In Georgia, Trump is accused of trying to steal the 2020 election. In August 2023, a Fulton County grand jury indicted Trump and 18 others, including former New York City Mayor Rudy Giuliani and former state Republican Party Chair David Shafer, on charges they tried to overturn the results of the 2020 presidential election in Georgia. Trump has pleaded not guilty.

Trump’s legal team has argued that presidents have broad immunity and could only be prosecuted if they had already been impeached and convicted by the Senate. Trump, impeached twice in the House, was never convicted in the Senate.

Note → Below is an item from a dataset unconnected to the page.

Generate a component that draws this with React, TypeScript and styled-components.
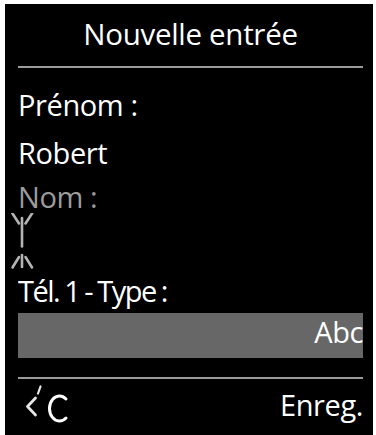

Prosecutors have alleged that Trump is trying to delay his trials. Special Counsel Jack Smith’s team of prosecutors argued in November 2023 that Trump is set on delaying his federal criminal trials “at any cost.”

Trump has said the criminal and civil cases he faces amount to election interference and were designed by Democrats to keep him out of the White House.

Trump’s claims of presidential immunity have already been rejected once.

A federal appeals court dealt Trump’s defense a major blow in February when it said he doesn’t have presidential immunity to protect him from charges of election interference in his Washington D.C. case.

“For the purpose of this criminal case, former President Trump has become citizen Trump, with all of the defenses of any other criminal defendant,” the three-judge panel wrote in a unanimous decision. “But any executive immunity that may have protected him while he served as President no longer protects him against this prosecution.”

Two of the judges were appointed by President Joe Biden – J. Michelle Childs and Florence Pan – and one, Karen LeCraft Henderson, by George H.W. Bush.